“The CRC has never…officially allowed office bearers to take exceptions to our confessions. Confessional Difficulty Gravamina were never intended to be used in that way. Those who are using it in that way are abusing the Church Order. And I think more seriously, whether consciously or not, they're engaged in something that's immoral because when you become a minister in the Christian Reformed Church, you take an oath. And that oath is that you unreservedly will believe, promote, and defend the doctrines of the church.” —Cedric Parsels
Summary of This Episode
This week features the podcast’s first return guest. Jason is joined by Rev. Cedric Parsels (Episodes 35-36) of Dorr CRC in Dorr, MI. Over the last year, Cedric has been digging into historical materials to better understand and to share with the churches of the CRC what a gravamen or gravamina (plural) are and are not. Many, at least until recently, had never heard or thought much of these words, let alone know what they’re about. They’re found in the Supplement to Article 5 of our Church Order, which defines two types—a “confessional-difficulty gravamen” and a “confessional-revision gravamen”—as well as the procedures for officebearers to submit them.
Why is this word trending now? Because Synod 2022 clarified what the Heidelberg Catechism entails in Q&A 108, all officebearers should be expected to comply with that. However, Cedric explains how the 2022 FAQ, coming out of the Office of General Secretary, did not serve us well. In fact, it seemed to promote that officebearers could file a gravamen, with the understanding that those entail stating disagreement or taking exception with a confessional doctrine and, if their church or classis accepted it, they could continue in service without any issue.
Yet as we heard from Patrick Anthony and now from Cedric, this was never the intent. A confessional-difficulty gravamen is meant to be a way of expressing doubt over some confessional matter so that one may ask the church to help them resolve their doubt and the Council or Classis provide time and space for that to happen. If doubt cannot be resolved and the officebearer is convinced the confession is wrong, then they are to resign or submit a confessional-revision gravamen. This comes by way of an official overture appealing to Synod.
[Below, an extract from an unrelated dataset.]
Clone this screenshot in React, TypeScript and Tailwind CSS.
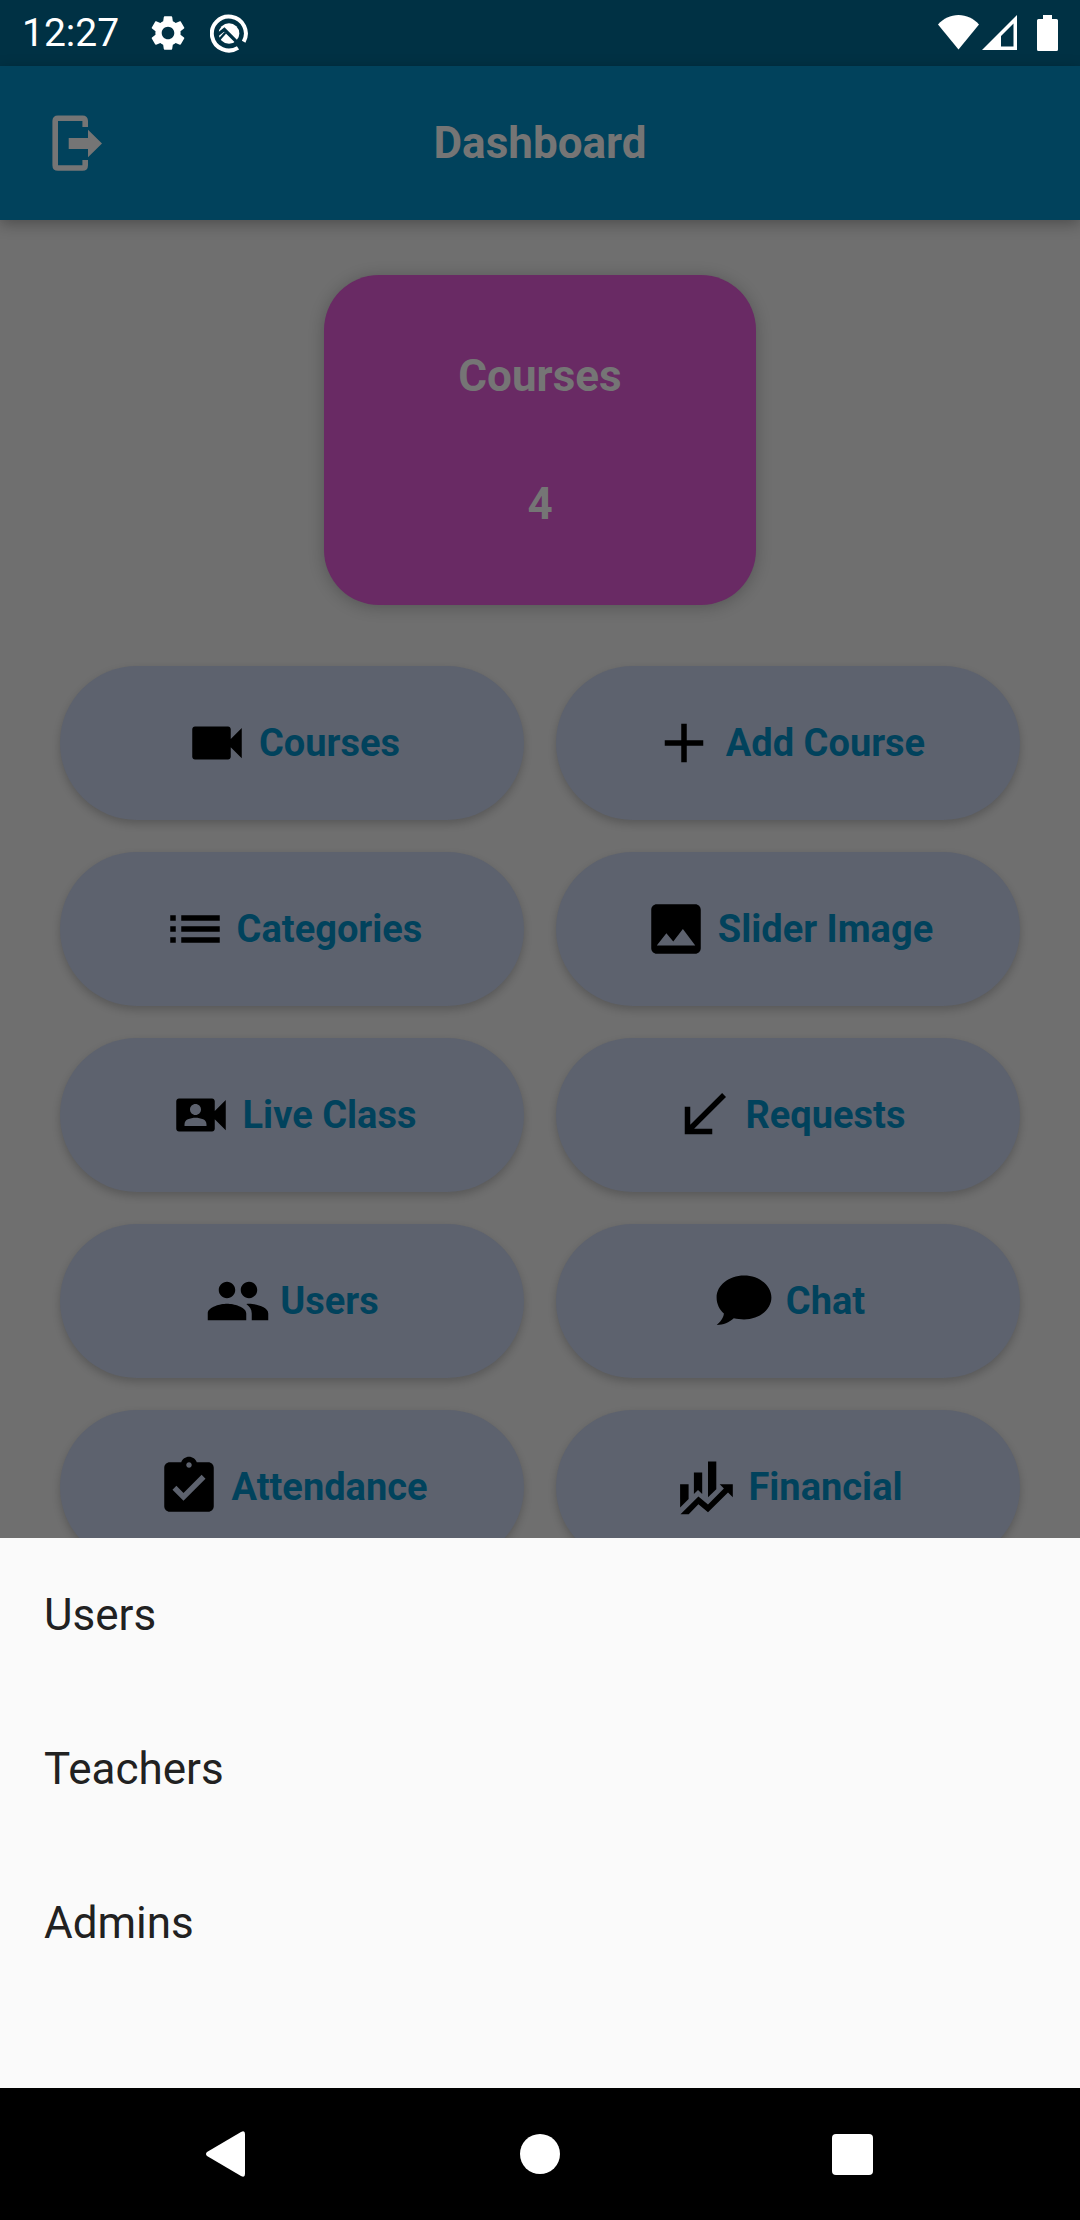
import type { ReactNode } from "react";

const iconPaths = {
  videocam:
    "M17 10.5V7c0-.55-.45-1-1-1H4c-.55 0-1 .45-1 1v10c0 .55.45 1 1 1h12c.55 0 1-.45 1-1v-3.5l4 4v-11l-4 4z",
  add: "M19 13h-6v6h-2v-6H5v-2h6V5h2v6h6v2z",
  list: "M3 13h2v-2H3v2zm0 4h2v-2H3v2zm0-8h2V7H3v2zm4 4h14v-2H7v2zm0 4h14v-2H7v2zM7 7v2h14V7H7z",
  image:
    "M21 19V5c0-1.1-.9-2-2-2H5c-1.1 0-2 .9-2 2v14c0 1.1.9 2 2 2h14c1.1 0 2-.9 2-2zM8.5 13.5l2.5 3.01L14.5 12l4.5 6H5l3.5-4.5z",
  live: "M17 10.5V7c0-.55-.45-1-1-1H4c-.55 0-1 .45-1 1v10c0 .55.45 1 1 1h12c.55 0 1-.45 1-1v-3.5l4 4v-11l-4 4zM10 8c1.1 0 2 .9 2 2s-.9 2-2 2-2-.9-2-2 .9-2 2-2zm4 8H6v-.57c0-.81.48-1.53 1.22-1.85C8.07 13.21 9.01 13 10 13s1.93.21 2.78.58c.74.32 1.22 1.04 1.22 1.85V16z",
  received: "M20 5.41L18.59 4 7 15.59V9H5v10h10v-2H8.41z",
  people:
    "M16 11c1.66 0 2.99-1.34 2.99-3S17.66 5 16 5c-1.66 0-3 1.34-3 3s1.34 3 3 3zm-8 0c1.66 0 2.99-1.34 2.99-3S9.66 5 8 5C6.34 5 5 6.34 5 8s1.34 3 3 3zm0 2c-2.33 0-7 1.17-7 3.5V19h14v-2.5c0-2.33-4.67-3.5-7-3.5zm8 0c-.29 0-.62.02-.97.05 1.16.84 1.97 1.97 1.97 3.45V19h6v-2.5c0-2.33-4.67-3.5-7-3.5z",
  assignment:
    "M19 3h-4.18C14.4 1.84 13.3 1 12 1c-1.3 0-2.4.84-2.82 2H5c-1.1 0-2 .9-2 2v14c0 1.1.9 2 2 2h14c1.1 0 2-.9 2-2V5c0-1.1-.9-2-2-2zm-7 0c.55 0 1 .45 1 1s-.45 1-1 1-1-.45-1-1 .45-1 1-1zm-2 14l-4-4 1.41-1.41L10 14.17l6.59-6.59L18 9l-8 8z",
  settings:
    "M19.14 12.94c.04-.3.06-.61.06-.94 0-.32-.02-.64-.07-.94l2.03-1.58c.18-.14.23-.41.12-.61l-1.92-3.32c-.12-.22-.37-.29-.59-.22l-2.39.96c-.5-.38-1.03-.7-1.62-.94l-.36-2.54c-.04-.24-.24-.41-.48-.41h-3.84c-.24 0-.43.17-.47.41l-.36 2.54c-.59.24-1.13.57-1.62.94l-2.39-.96c-.22-.08-.47 0-.59.22L2.74 8.87c-.12.21-.08.47.12.61l2.03 1.58c-.05.3-.09.63-.09.94s.02.64.07.94l-2.03 1.58c-.18.14-.23.41-.12.61l1.92 3.32c.12.22.37.29.59.22l2.39-.96c.5.38 1.03.7 1.62.94l.36 2.54c.05.24.24.41.48.41h3.84c.24 0 .44-.17.47-.41l.36-2.54c.59-.24 1.13-.56 1.62-.94l2.39.96c.22.08.47 0 .59-.22l1.92-3.32c.12-.22.07-.47-.12-.61l-2.01-1.58zM12 15.6c-1.98 0-3.6-1.62-3.6-3.6s1.62-3.6 3.6-3.6 3.6 1.62 3.6 3.6-1.62 3.6-3.6 3.6z",
};

function MaterialIcon({ d }: { d: string }) {
  return (
    <svg viewBox="0 0 24 24" className="size-[66px] shrink-0 fill-black" aria-hidden="true">
      <path d={d} fillRule="evenodd" />
    </svg>
  );
}

function ChatIcon() {
  return (
    <svg viewBox="0 0 66 66" className="size-[66px] shrink-0 fill-black" aria-hidden="true">
      <path d="M33 7.6C48.1 7.6 60.4 17.4 60.4 29.5S48.1 51.4 33 51.4C29.500 51.400 26 51.100 22.800 50.300C18 54.500 12.500 57 5.700 57C9.300 54 12.500 50 12.900 45.600C8.400 41.500 5.600 36 5.600 29.500C5.600 17.400 17.900 7.600 33 7.600Z" />
    </svg>
  );
}

function FinancialIcon() {
  return (
    <svg viewBox="0 0 66 66" className="size-[66px] shrink-0 fill-black" aria-hidden="true">
      <path d="M7.100 30.300H15.600V45L7.100 53.500Z" />
      <path d="M20.900 18.600H29.200V40L25 36L20.900 40Z" />
      <path d="M35 7.600H43.300V35.300L35 43.300Z" />
      <path d="M7.500 60.300L25.400 42.600L35 50.500L50.900 34.600L46.700 30.300H59.800V43.300L55 38.600L35 58.300L25.400 50.300L15.700 60.300Z" />
    </svg>
  );
}

const actions: { label: string; icon: ReactNode }[] = [
  { label: "Courses", icon: <MaterialIcon d={iconPaths.videocam} /> },
  { label: "Add Course", icon: <MaterialIcon d={iconPaths.add} /> },
  { label: "Categories", icon: <MaterialIcon d={iconPaths.list} /> },
  { label: "Slider Image", icon: <MaterialIcon d={iconPaths.image} /> },
  { label: "Live Class", icon: <MaterialIcon d={iconPaths.live} /> },
  { label: "Requests", icon: <MaterialIcon d={iconPaths.received} /> },
  { label: "Users", icon: <MaterialIcon d={iconPaths.people} /> },
  { label: "Chat", icon: <ChatIcon /> },
  { label: "Attendance", icon: <MaterialIcon d={iconPaths.assignment} /> },
  { label: "Financial", icon: <FinancialIcon /> },
];

const sheetItems = ["Users", "Teachers", "Admins"];

function StatusBar() {
  return (
    <div className="flex h-[66px] shrink-0 items-center justify-between bg-[#003144] px-[22px] text-white">
      <div className="flex items-center">
        <span className="text-[39px] leading-[46px]">12:27</span>
        <svg viewBox="0 0 24 24" className="ml-7 size-[42px] fill-white" aria-hidden="true">
          <path d={iconPaths.settings} />
        </svg>
        <svg viewBox="0 0 114 116" className="ml-[21px] h-[39px] w-[38px]" aria-hidden="true">
          <path d="M84 101A51 51 0 1 1 101 83" fill="none" stroke="#fff" strokeWidth="12" />
          <circle cx="57" cy="58" r="31" fill="#fff" />
          <path d="M20 64L43 46L92 95" fill="none" stroke="#003144" strokeWidth="10" />
          <path d="M46 56L28 76" fill="none" stroke="#003144" strokeWidth="7" />
        </svg>
      </div>
      <div className="flex items-center">
        <svg viewBox="0 0 41 36" className="h-9 w-[41px] fill-white" aria-hidden="true">
          <path d="M0 9.500C5.500 3.500 12.500 0 20.500 0S35.500 3.500 41 9.500L20.500 34.500Z" />
        </svg>
        <svg viewBox="0 0 35 36" className="ml-[3px] h-9 w-[35px] fill-white" aria-hidden="true">
          <path fillRule="evenodd" d="M35 0V35H0ZM31.500 8.500L19 21V31.500H31.500Z" />
        </svg>
        <svg viewBox="0 0 21 36" className="ml-5 h-9 w-[21px] fill-white" aria-hidden="true">
          <path d="M6 0H15V4H19.500Q21 4 21 5.500V34.500Q21 36 19.500 36H1.500Q0 36 0 34.500V5.500Q0 4 1.500 4H6Z" />
        </svg>
      </div>
    </div>
  );
}

function AppBar() {
  return (
    <header className="relative z-10 grid h-[154px] shrink-0 grid-cols-[1fr_auto_1fr] items-center bg-[#01425c] px-[52px] shadow-[0_4px_14px_rgba(0,0,0,0.3)]">
      <button type="button" aria-label="Log out" className="justify-self-start">
        <svg viewBox="0 0 50 56" className="h-14 w-[50px]" aria-hidden="true">
          <path
            d="M33.200 12V6Q33.200 3.200 30.400 3.200H6Q3.200 3.200 3.200 6V50.200Q3.200 53 6 53H30.400Q33.200 53 33.200 50.200V45"
            fill="none"
            stroke="#757575"
            strokeWidth="5.600"
          />
          <path d="M16.700 23H36V14.700L50 28.500L36 42.300V34H16.700Z" fill="#757575" />
        </svg>
      </button>
      <h1 className="text-[44px] leading-[52px] font-bold text-[#757575]">Dashboard</h1>
    </header>
  );
}

export default function App() {
  return (
    <div className="flex h-screen flex-col overflow-hidden bg-[#6f6f6f] font-[Roboto,sans-serif]">
      <StatusBar />
      <AppBar />

      <main className="min-h-0 flex-1 overflow-hidden px-[60px] pt-[55px]">
        <section className="-mx-[60px] flex justify-center">
          <div className="flex w-2/5 flex-col items-center gap-[76px] rounded-[55px] bg-[#692a64] py-[75px] text-[44px] leading-[52px] font-bold text-[#757575] shadow-[0_2px_16px_rgba(0,0,0,0.24)]">
            <h2>Courses</h2>
            <p>4</p>
          </div>
        </section>

        <nav aria-label="Dashboard sections" className="mt-[61px] grid grid-cols-2 gap-8">
          {actions.map(({ label, icon }) => (
            <button
              key={label}
              type="button"
              className="flex h-[154px] items-center justify-center gap-[9px] rounded-full bg-[#5d626e] text-[38px] leading-[46px] font-bold text-[#01425c] shadow-[0_4px_8px_rgba(0,0,0,0.2)]"
            >
              {icon}
              <span>{label}</span>
            </button>
          ))}
        </nav>
      </main>

      <section aria-label="User groups" className="z-10 shrink-0 bg-[#fafafa] pb-[88px]">
        <ul>
          {sheetItems.map((item) => (
            <li key={item}>
              <button
                type="button"
                className="flex h-[154px] w-full items-center px-11 text-left text-[44px] leading-[52px] text-[#212121]"
              >
                {item}
              </button>
            </li>
          ))}
        </ul>
      </section>

      <nav aria-label="System navigation" className="grid h-[132px] shrink-0 grid-cols-3 bg-black px-[72px]">
        <button type="button" aria-label="Back" className="flex items-center justify-center">
          <svg viewBox="0 0 44 46" className="h-[46px] w-11 fill-white" aria-hidden="true">
            <path d="M1 21Q-1 23 1 25L35 45Q39 47 39 43V3Q39 -1 35 1Z" />
          </svg>
        </button>
        <button type="button" aria-label="Home" className="flex items-center justify-center">
          <span className="size-10 rounded-full bg-white" />
        </button>
        <button type="button" aria-label="Overview" className="flex items-center justify-center">
          <span className="size-[41px] rounded-[4px] bg-white" />
        </button>
      </nav>
    </div>
  );
}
The origin of gravamina that we have in the CRC today came out of Synod 1976 but is part of history predating our denomination. Cedric shares that to understand the 1976 decision and “Harry Boer case” we have to go back to the Netherlands. The Synod of Dort, which established the original Form of Subscription the CRC previously utilized, practiced strict subscriptionism to the Three Forms of Unity (distinctive to Dutch Reformed polity). Throughout the 1700s, that practice continued, though, some church leaders who disagreed with confessional doctrines flew under the radar. A significant change happened, however, when a new king took the throne and the Dutch church officially shifted their understanding from, “We agree that all things contained in these confessions are in agreement with the Word of God,” to, “We believe all these things insofar as they are in agreement with the Word of God.” This is part of what set up the Afscheiding in the early 1830s, a division or secession from the state church, and is in the background for the initial wave of immigrants who came to America and started the CRC. There is documentation from the early days of that group that they expected and practiced unconditional agreement.
Jump to the CRC in the 20th century, and there were issues in the 1940s and 50s that some officebearers had doubts about parts of the Three Forms of Unity, but there was no way to deal with those. Cedric explains how eventually Harry Boer, who had issues with the doctrine of reprobation, intended to overture to revise the confessions in the early 60s. There was at least one other controversy at that time, so he delayed, and eventually began to write in The Reformed Journal about subscription. These matters built up until Synod 1976 brought up the church order change for gravamina—introducing a confessional-difficulty gravamen so people could wrestle in a clear way with doubts—and Boer’s issues with reprobation. After the fact, Boer decided to forego any confessional-difficulty gravamen process and overtured for a revision of the confession.
Jason and Cedric note that difficulties do come up with officebearers from time to time. Whether a person files a confessional-difficulty gravamen or approaches their pastor with a difficulty or doubt they’re having with one of our confessions, that’s intentionally a private matter and opportunity to be pastoral. That’s where things should start. However, when one is so convinced a doctrine is wrong, then the overture for revision becomes public and even adversarial as the burden of proof is not on the church, but the officebearer to show where the church’s belief is in error. More next time about the use (or abuse) of gravamen/gravamina today.
While I certainly appreciate Cedric's deep dive into this and think it is important to do so, there is just a simple, common sense element to this. If the denominations official position is "you must believe the confessions to be an office bearer. But if you don't, that is OK,you can still be an office-bearer"' that makes no logical sense at all, I do not need to study the history of gravamina to discern that. It is obvious, basic, rational thought. It is simple and plain as day.
This is such a well done and important conversation!